Bray a rockin’ and a ‘ramblin’
I have liked Bray Wyatt’s presence and style of delivery lately, which makes this return to murkier and less compelling presentations a shame. As a rule of thumb too, if a segment is being shown live, with audience reaction included it should be live, with the performer working the crowd. If it is on a screen, then it might as well be prerecorded, and might as well be given some cool edits and effects. Bray sitting back in his rocking chair, talking archaically with (gasp) FOG entering the picture is not rousing any excitement. Bray should be getting more aggressive and energetic in his manner of presentation.

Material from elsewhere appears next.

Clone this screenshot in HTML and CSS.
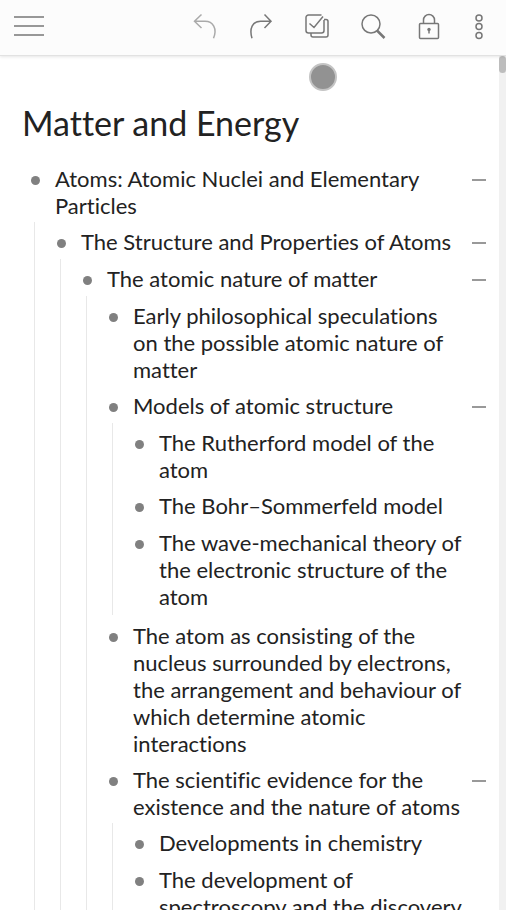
FILE: index.html
```html
<!DOCTYPE html>
<html lang="en">
<head>
<meta charset="utf-8">
<meta name="viewport" content="width=device-width, initial-scale=1">
<title>Matter and Energy</title>
<link rel="stylesheet" href="styles.css">
</head>
<body>
<header class="toolbar">
  <button class="tool" aria-label="Menu"><svg width="32" height="32" viewBox="0 0 32 32"><path d="M1 7h30M1 16h30M1 25h30"/></svg></button>
  <div class="tools">
    <button class="tool tool-muted" aria-label="Undo"><svg width="32" height="32" viewBox="0 0 32 32"><path d="M12.500 4.500L5.500 11.300l7 6.700M5.500 11.300h10.500c8 0 12.500 7 8.500 17"/></svg></button>
    <button class="tool" aria-label="Redo"><svg width="32" height="32" viewBox="0 0 32 32"><path d="M19.500 4.500l6.500 6.800-6.500 6.700M26 11.300h-10.500c-8 0-11.500 7-8.500 17"/></svg></button>
    <button class="tool" aria-label="Select"><svg width="32" height="32" viewBox="0 0 32 32"><path d="M20.500 5H7.500a2.500 2.500 0 0 0-2.500 2.500v13a2.500 2.500 0 0 0 2.500 2.500h13a2.500 2.500 0 0 0 2.500-2.500V10M8.500 13.500l4.500 4L22 6.500M23 9.500h2a2 2 0 0 1 2 2v13.500a2 2 0 0 1-2 2H12a2 2 0 0 1-2-2v-2"/></svg></button>
    <button class="tool" aria-label="Search"><svg width="32" height="32" viewBox="0 0 32 32"><circle cx="14" cy="14" r="9"/><path class="handle" d="M20 20.500l7.500 7.500"/></svg></button>
    <button class="tool" aria-label="Lock"><svg width="32" height="32" viewBox="0 0 32 32"><rect x="6.500" y="13.500" width="19" height="15" rx="1"/><path d="M10.500 13.500V10a5.500 5.500 0 0 1 11 0v3.500"/><circle class="solid" cx="16" cy="19.500" r="1.700"/><path d="M16 20v3.500"/></svg></button>
    <button class="tool tool-narrow" aria-label="More"><svg width="20" height="32" viewBox="0 0 20 32"><circle cx="10" cy="8" r="3"/><circle cx="10" cy="16.500" r="3"/><circle cx="10" cy="25.500" r="3"/></svg></button>
  </div>
</header>
<div class="view">
  <main class="page">
    <h1>Matter and Energy</h1>
    <ul class="outline">
      <li><div class="row"><span class="dot"></span><p>Atoms: Atomic Nuclei and Elementary Particles</p><button class="fold" aria-label="Collapse"></button></div>
        <ul>
          <li><div class="row"><span class="dot"></span><p>The Structure and Properties of Atoms</p><button class="fold" aria-label="Collapse"></button></div>
            <ul>
              <li><div class="row"><span class="dot"></span><p>The atomic nature of matter</p><button class="fold" aria-label="Collapse"></button></div>
                <ul>
                  <li><div class="row"><span class="dot"></span><p>Early philosophical speculations on the possible atomic nature of matter</p></div></li>
                  <li><div class="row"><span class="dot"></span><p>Models of atomic structure</p><button class="fold" aria-label="Collapse"></button></div>
                    <ul>
                      <li><div class="row"><span class="dot"></span><p>The Rutherford model of the atom</p></div></li>
                      <li><div class="row"><span class="dot"></span><p>The Bohr–Sommerfeld model</p></div></li>
                      <li><div class="row"><span class="dot"></span><p>The wave-mechanical theory of the electronic structure of the atom</p></div></li>
                    </ul>
                  </li>
                  <li><div class="row"><span class="dot"></span><p>The atom as consisting of the nucleus surrounded by electrons, the arrangement and behaviour of which determine atomic interactions</p></div></li>
                  <li><div class="row"><span class="dot"></span><p>The scientific evidence for the existence and the nature of atoms</p><button class="fold" aria-label="Collapse"></button></div>
                    <ul>
                      <li><div class="row"><span class="dot"></span><p>Developments in chemistry</p></div></li>
                      <li><div class="row"><span class="dot"></span><p>The development of spectroscopy and the discovery</p></div></li>
                    </ul>
                  </li>
                </ul>
              </li>
            </ul>
          </li>
        </ul>
      </li>
    </ul>
  </main>
  <div class="track"><div class="thumb"></div></div>
  <div class="touch"></div>
</div>
</body>
</html>
```
FILE: styles.css
```css
* { box-sizing: border-box; }
body {
  margin: 0;
  height: 100vh;
  display: flex;
  flex-direction: column;
  overflow: hidden;
  background: #fff;
  color: #222;
  font: 22px/27px Lato, "Open Sans", sans-serif;
  font-variant-ligatures: none;
}
button {
  padding: 0;
  border: 0;
  background: none;
}
ul {
  margin: 0;
  padding: 0;
  list-style: none;
}
.toolbar {
  flex: none;
  display: flex;
  align-items: center;
  justify-content: space-between;
  height: 56px;
  padding: 0 17px 3px 13px;
  background: #fcfcfc;
  border-bottom: 1px solid #e2e2e2;
  box-shadow: 0 1px 3px #0000001a;
  z-index: 1;
}
.tools {
  display: flex;
  gap: 24px;
}
.tool {
  display: block;
  width: 32px;
  height: 32px;
}
.tool-narrow { width: 20px; }
.tool svg {
  display: block;
  fill: none;
  stroke: #777;
  stroke-width: 1.5;
}
.tool-muted svg { stroke: #aaa; }
.tool .handle { stroke-width: 2.5; }
.tool .solid { fill: #777; stroke: none; }
.view {
  position: relative;
  flex: 1;
  min-height: 0;
  display: flex;
}
.page {
  flex: 1;
  min-width: 0;
  padding: 46px 13px 0 22px;
}
h1 {
  margin: 0 0 21px;
  font-size: 34px;
  line-height: 42px;
  font-weight: 400;
}
.outline { padding-left: 9px; }
.row {
  display: flex;
  min-height: 28px;
  margin-bottom: 9px;
}
.row p {
  flex: 1;
  margin: 0 7px 0 0;
}
.row p:last-child { margin-right: 21px; }
.dot {
  flex: none;
  width: 9px;
  height: 9px;
  margin: 11px 15px 0 0;
  border-radius: 50%;
  background: #808080;
}
.fold {
  flex: none;
  width: 14px;
  height: 2px;
  margin: 14px 0 0;
  background: #999;
}
li ul {
  display: flow-root;
  margin: -6px 0 7px 3px;
  padding: 6px 0 0 22px;
  border-left: 1px solid #e8e8e8;
}
li:last-child > .row:last-child { margin-bottom: 5px; }
.track {
  flex: none;
  width: 7px;
  background: #f1f1f1;
}
.thumb {
  height: 17px;
  border-radius: 4px;
  background: #bdbdbd;
}
.touch {
  position: absolute;
  left: 309px;
  top: 7px;
  width: 28px;
  height: 28px;
  border: 2px solid #c4c4c4;
  border-radius: 50%;
  background: #929292;
}
```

Randy Orton seems to be a hot character, still evoking his uphill battle at Summerslam, where was savaged but came right back to work following the bloody match. Instead of hitting RKO’s out of nowhere he has been trying to keep up with Bray’s odd storytelling mode. And this time he spun a real yarn. It was more confusing than Heyman and Stephanie’s segment on RAW the week before. It would be bad, just plain bad, but it was so….strange, it ended up keeping my attention. Orton’s lashing out on twitter to a critical fan afterwards was priceless.

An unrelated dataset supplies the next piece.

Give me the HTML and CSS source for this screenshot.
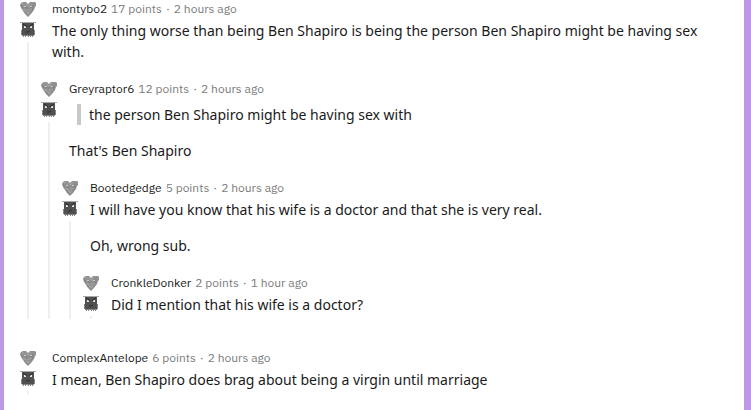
FILE: index.html
```html
<!DOCTYPE html>
<html lang="en">
  <head>
    <meta charset="UTF-8" />
    <meta name="viewport" content="width=device-width, initial-scale=1.0" />
    <title>Comments</title>
    <link rel="stylesheet" href="styles.css">
  </head>
  <body>
    <svg class="defs" width="0" height="0">
      <!-- upvote: heart -->
      <symbol id="up" viewBox="0 0 16 15">
        <path d="M0 3 1 1 3 0H6L8 2 10 0H15L16 1V4L15 5 14 8 11 12 9 14 8 15 5 12 3 9 1 6Z" fill="#929292" />
        <path d="M2 2h2M6 2l2 2 3-3M2 6l4 4 2 2 4-5M5 8h5M7 10l2 2" fill="none" stroke="#aaa" stroke-width=".8" />
        <path d="M1 3l2 4M7 5v3M13 3v4l-3 3M4 9l4 4" fill="none" stroke="#787878" stroke-width=".7" />
        <path d="M4 4h2v1H4zM10 4h2v1h-2z" fill="#ccc" />
        <path d="M5 5h1v1H5zM11 5h1v1h-1z" fill="#777" />
      </symbol>
      <!-- downvote: square face -->
      <symbol id="down" viewBox="0 0 16 15">
        <path d="M0 0h16v1H0z" fill="#a8a8a8" />
        <path d="M1 8h1V1h12v7h1v5h-1v1h-1v1h-1v-1h-1v1h-1v-1H9v1H8v-1H6v1H5v-1H4v1H3v-1H2v-1H1z" fill="#858585" />
        <path d="M2 1h12v12H2z" fill="#505050" />
        <path d="M3 2l4 2.5M13 2L9 4.500M6 10h2l2-1" fill="none" stroke="#2c2c2c" />
        <path d="M4 4h1l1 1v1H4zM12 4h-1l-1 1v1h2z" fill="#e4e4e4" />
      </symbol>
    </svg>

    <div class="comments">
      <div class="comment top">
        <div class="rail">
          <svg class="up"><use href="#up" /></svg>
          <svg class="down"><use href="#down" /></svg>
          <div class="line"></div>
        </div>
        <div class="content">
          <div class="meta"><span class="user">montybo2</span><span class="points">17 points</span><span class="dot">·</span><span class="time">2 hours ago</span></div>
          <div class="text">
            <p>The only thing worse than being Ben Shapiro is being the person Ben Shapiro might be having sex with.</p>
          </div>

          <div class="comment">
            <div class="rail">
              <svg class="up"><use href="#up" /></svg>
              <svg class="down"><use href="#down" /></svg>
              <div class="line"></div>
            </div>
            <div class="content">
              <div class="meta"><span class="user">Greyraptor6</span><span class="points">12 points</span><span class="dot">·</span><span class="time">2 hours ago</span></div>
              <div class="text">
                <blockquote>the person Ben Shapiro might be having sex with</blockquote>
                <p>That's Ben Shapiro</p>
              </div>

              <div class="comment">
                <div class="rail">
                  <svg class="up"><use href="#up" /></svg>
                  <svg class="down"><use href="#down" /></svg>
                  <div class="line"></div>
                </div>
                <div class="content">
                  <div class="meta"><span class="user">Bootedgedge</span><span class="points">5 points</span><span class="dot">·</span><span class="time">2 hours ago</span></div>
                  <div class="text">
                    <p>I will have you know that his wife is a doctor and that she is very real.</p>
                    <p>Oh, wrong sub.</p>
                  </div>

                  <div class="comment">
                    <div class="rail">
                      <svg class="up"><use href="#up" /></svg>
                      <svg class="down"><use href="#down" /></svg>
                      <div class="line"></div>
                    </div>
                    <div class="content">
                      <div class="meta"><span class="user">CronkleDonker</span><span class="points">2 points</span><span class="dot">·</span><span class="time">1 hour ago</span></div>
                      <div class="text">
                        <p>Did I mention that his wife is a doctor?</p>
                      </div>
                    </div>
                  </div>
                </div>
              </div>
            </div>
          </div>
        </div>
      </div>

      <div class="comment top">
        <div class="rail">
          <svg class="up"><use href="#up" /></svg>
          <svg class="down"><use href="#down" /></svg>
          <div class="line"></div>
        </div>
        <div class="content">
          <div class="meta"><span class="user">ComplexAntelope</span><span class="points">6 points</span><span class="dot">·</span><span class="time">2 hours ago</span></div>
          <div class="text">
            <p>I mean, Ben Shapiro does brag about being a virgin until marriage</p>
          </div>
        </div>
      </div>
    </div>
  </body>
</html>
```
FILE: styles.css
```css
* {
  box-sizing: border-box;
}
body {
  margin: 0;
  background: #bc98e6;
  font-family: "Noto Sans", sans-serif;
  color: #1a1a1b;
}
.defs {
  display: block;
}
.comments {
  height: 410px;
  margin: 0 7px 0 4px;
  padding: 1px 24px 0 16px;
  background: #fff;
  overflow: hidden;
}
.comment {
  display: flex;
}
.comment.top + .comment.top {
  margin-top: 31px;
}
.rail {
  display: flex;
  flex-direction: column;
  flex: none;
  width: 21px;
}
.up {
  width: 16px;
  height: 15px;
  margin-top: 1px;
}
.down {
  width: 16px;
  height: 15px;
  margin-top: 5px;
}
.line {
  flex: 1;
  width: 2px;
  margin: 5px 0 0 7px;
  background: #edeff1;
}
.content {
  flex: 1;
  min-width: 0;
}
.meta,
.text {
  padding-left: 7px;
}
.top > .content > .meta,
.top > .content > .text {
  padding-left: 11px;
}
.meta {
  display: flex;
  height: 16px;
  font-family: "IBM Plex Sans", Inter, sans-serif;
  font-size: 12px;
  line-height: 16px;
  color: #7c7c7c;
  white-space: nowrap;
}
.user {
  margin-right: 4px;
  color: #1a1a1b;
}
.dot {
  margin: 0 4px;
}
.text {
  padding-top: 3px;
  padding-bottom: 4px;
  font-size: 14px;
  line-height: 21px;
}
.text p {
  margin: 0;
}
.text p + p,
.text blockquote + p {
  margin-top: 15px;
}
.text + .comment {
  margin-top: 15px;
}
.text blockquote {
  margin: 4px 0 0 8px;
  padding-left: 8px;
  border-left: 4px solid #c8c8c8;
}
```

After the dust settled, Talking Smack turned out to be a solid addition to the show. Daniel Bryan is the real star, really feeling like he is talking genuinely about the things he liked about the talent on the show – I love how he put over Ambrose and AJ Styles as performers, dissing the competition, and making slip ups that show his human side and turn into humorous banter with Renee (‘isn’t it the Hype Brothers??). They advanced the angle of Gable’s injury with Shane updating us on his condition and they discussed how it would play out on the special, giving Talking Smack some exclusives for Network viewers. Shane’s aura felt very awkward, making me cringe as though I was in the room with the three of them, but a little uptightness doesn’t hurt in fact it also lent an air of realness to the way their interactions came off.